--- Start WORKING DATA ---
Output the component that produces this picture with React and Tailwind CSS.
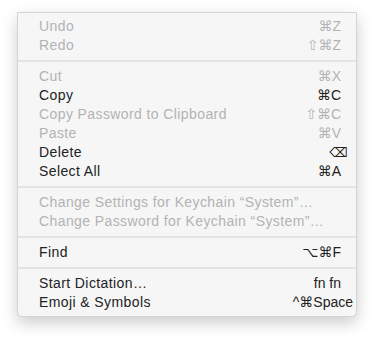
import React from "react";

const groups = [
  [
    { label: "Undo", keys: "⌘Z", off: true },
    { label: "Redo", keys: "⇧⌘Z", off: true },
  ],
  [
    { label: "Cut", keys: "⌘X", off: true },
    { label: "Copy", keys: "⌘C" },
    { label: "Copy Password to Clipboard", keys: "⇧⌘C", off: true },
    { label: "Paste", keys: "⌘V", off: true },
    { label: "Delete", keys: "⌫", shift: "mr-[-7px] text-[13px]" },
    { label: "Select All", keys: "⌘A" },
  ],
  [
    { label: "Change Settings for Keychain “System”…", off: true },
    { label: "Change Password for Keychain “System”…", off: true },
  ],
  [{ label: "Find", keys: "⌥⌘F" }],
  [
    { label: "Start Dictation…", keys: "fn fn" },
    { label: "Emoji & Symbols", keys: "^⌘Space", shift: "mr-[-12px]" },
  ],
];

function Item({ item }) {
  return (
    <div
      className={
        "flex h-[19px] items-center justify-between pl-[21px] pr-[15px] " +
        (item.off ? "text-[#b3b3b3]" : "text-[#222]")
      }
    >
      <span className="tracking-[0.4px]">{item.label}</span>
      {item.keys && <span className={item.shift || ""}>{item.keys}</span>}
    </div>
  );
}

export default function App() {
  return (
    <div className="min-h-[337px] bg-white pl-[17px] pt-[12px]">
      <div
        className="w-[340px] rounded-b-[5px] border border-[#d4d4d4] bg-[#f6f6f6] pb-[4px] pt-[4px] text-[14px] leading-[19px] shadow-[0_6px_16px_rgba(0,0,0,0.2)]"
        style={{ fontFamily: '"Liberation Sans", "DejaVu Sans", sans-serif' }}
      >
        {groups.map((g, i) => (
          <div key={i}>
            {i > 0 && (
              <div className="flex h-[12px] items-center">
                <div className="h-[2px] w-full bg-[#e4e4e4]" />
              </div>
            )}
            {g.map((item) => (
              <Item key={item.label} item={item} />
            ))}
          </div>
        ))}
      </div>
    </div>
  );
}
--- End WORKING DATA ---
--- Start WORKING DATA ---
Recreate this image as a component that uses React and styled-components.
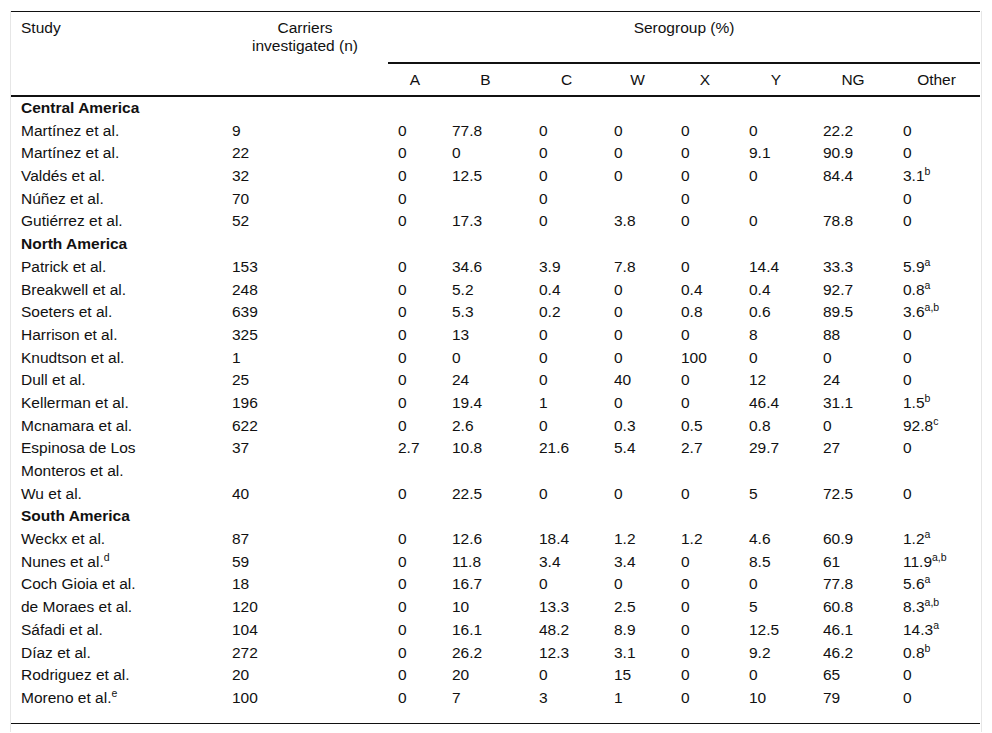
--- End WORKING DATA ---
TASK DIRECTIONS:
Retype exactly the lines from the one with "Output the component" through the one with "import React from", both included, and nothing else; leave out the pictures.

WRITTEN SOLUTION:
Output the component that produces this picture with React and Tailwind CSS.
import React from "react";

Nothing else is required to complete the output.